4. Social media can become powerful — but it’s a terrible “quick money” strategy

I know a lot of students now want to become YouTubers, TikTok creators, streamers, or influencers. And honestly, I understand why. Social media looks exciting because it’s creative, scalable, and the upside feels unlimited. But I think many people underestimate how long it takes before content starts generating stable income. Most creators don’t talk enough about:

  • inconsistency,
  • burnout,
  • algorithm changes,
  • or how long they worked before making decent money.

Even today, I still think social media works best as:

a long-term leverage tool

instead of your first source of income.

That’s why I personally prefer combining:

  • skill-building,
  • freelancing,
  • side projects,
  • and content creation together.

Content becomes much less stressful when it supports your skills instead of being your only survival strategy. Ironically, the creators who usually grow the fastest are often the ones who are already doing interesting things outside social media. Because they actually have something real to talk about.


5. The internet rewards people who keep building

One thing I slowly realized over the years is that making money online is usually less about “finding secrets” and more about becoming useful.

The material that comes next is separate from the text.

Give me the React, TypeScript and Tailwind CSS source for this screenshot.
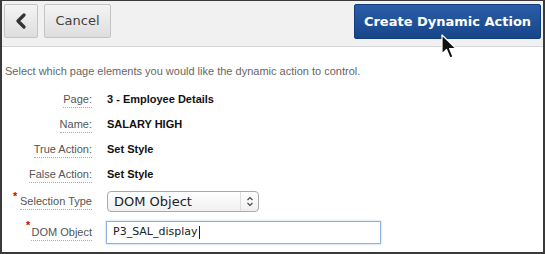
import React from "react";

function Row({ label, value }: { label: string; value: string }) {
  return (
    <div className="flex items-center h-[25px]">
      <div className="w-[90px] text-right">
        <span className="border-b border-dotted border-[#aaa] text-[#555] pb-[2px]">{label}:</span>
      </div>
      <div className="ml-[15px] font-bold text-[#111]">{value}</div>
    </div>
  );
}

export default function App() {
  return (
    <div
      className="w-[545px] h-[254px] box-border border-t border-x-2 border-b-2 border-[#3a3a3a] bg-white overflow-hidden relative"
      style={{ fontFamily: '"Liberation Sans", Arial, sans-serif' }}
    >
      {/* barra de botões */}
      <div className="h-[46px] bg-[#f1f1f1] border-b border-[#d6d6d6] flex items-start pt-[3px] px-[2px]">
        <button className="w-[34px] h-[34px] rounded-[2px] border border-[#c4c4c4] bg-gradient-to-b from-[#f4f4f4] to-[#dedede] flex items-center justify-center">
          <svg width="12" height="16" viewBox="0 0 12 16">
            <path d="M9 2 L3 8 L9 14" fill="none" stroke="#333" strokeWidth="3.2" strokeLinecap="round" strokeLinejoin="round" />
          </svg>
        </button>
        <button
          className="ml-[6px] w-[67px] h-[34px] rounded-[2px] border border-[#c4c4c4] bg-gradient-to-b from-[#f4f4f4] to-[#dedede] text-[13px] text-[#404040]"
          style={{ fontFamily: '"DejaVu Sans", sans-serif' }}
        >
          Cancel
        </button>
        <button
          className="ml-auto w-[187px] h-[35px] rounded-[2px] border border-[#123d78] bg-gradient-to-b from-[#2a5ea8] to-[#174589] text-white font-bold text-[13px]"
          style={{ fontFamily: '"DejaVu Sans", sans-serif' }}
        >
          Create Dynamic Action
        </button>
      </div>

      {/* cursor */}
      <svg className="absolute left-[439px] top-[33px]" width="18" height="26" viewBox="0 0 18 26">
        <path d="M1 1 L1 20 L5.5 15.5 L9 24 L12 22.8 L8.6 14.5 L15 14.5 Z" fill="#111" stroke="#fff" strokeWidth="1.2" strokeLinejoin="round" />
      </svg>

      <div className="text-[11px] pt-[16px] pl-[3px] text-[#666]">
        Select which page elements you would like the dynamic action to control.
      </div>

      <div className="text-[11px] mt-[7px]">
        <Row label="Page" value="3 - Employee Details" />
        <Row label="Name" value="SALARY HIGH" />
        <Row label="True Action" value="Set Style" />
        <Row label="False Action" value="Set Style" />

        <div className="flex items-center h-[28px] mt-[1px]">
          <div className="w-[90px] text-right relative">
            <span className="absolute left-[11px] -top-[5px] text-[#d00] text-[11px] font-bold">*</span>
            <span className="border-b border-dotted border-[#aaa] text-[#555] pb-[2px]">Selection Type</span>
          </div>
          <div
            className="ml-[15px] w-[152px] h-[21px] rounded-[4px] border border-[#aaa] bg-gradient-to-b from-white to-[#f0f0f0] flex items-center text-[13px] text-[#222]"
            style={{ fontFamily: '"DejaVu Sans", sans-serif' }}
          >
            <span className="flex-1 pl-[6px]">DOM Object</span>
            <span className="w-[18px] h-full border-l border-[#ddd] flex items-center justify-center">
              <svg width="8" height="11" viewBox="0 0 8 11">
                <path d="M1.5 4 L4 1.5 L6.5 4 M1.5 7 L4 9.5 L6.5 7" fill="none" stroke="#444" strokeWidth="1.1" />
              </svg>
            </span>
          </div>
        </div>

        <div className="flex items-center h-[34px]">
          <div className="w-[90px] text-right relative">
            <span className="absolute left-[24px] -top-[7px] text-[#d00] text-[11px] font-bold">*</span>
            <span className="border-b border-dotted border-[#aaa] text-[#555] pb-[2px]">DOM Object</span>
          </div>
          <div
            className="ml-[14px] w-[275px] h-[23px] border border-[#8fb2dc] shadow-[0_0_2px_#a9c6ea] bg-white flex items-center pl-[6px] text-[11px] text-[#222]"
            style={{ fontFamily: '"DejaVu Sans", sans-serif' }}
          >
            P3_SAL_display
            <span className="w-px h-[13px] bg-[#222] ml-px" />
          </div>
        </div>
      </div>
    </div>
  );
}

The students who eventually succeed online are often the ones who:

  • keep learning,
  • keep building,
  • keep experimenting,
  • and stay consistent long enough.

Not the ones endlessly searching for:

“easy passive income.”

For me personally, learning development, building projects, writing online, experimenting with AI tools, and sharing things publicly ended up becoming far more valuable than chasing random “get rich quick” ideas.

And honestly, I think that’s a much healthier mindset too.

Because even if one project fails, the skills stay with you.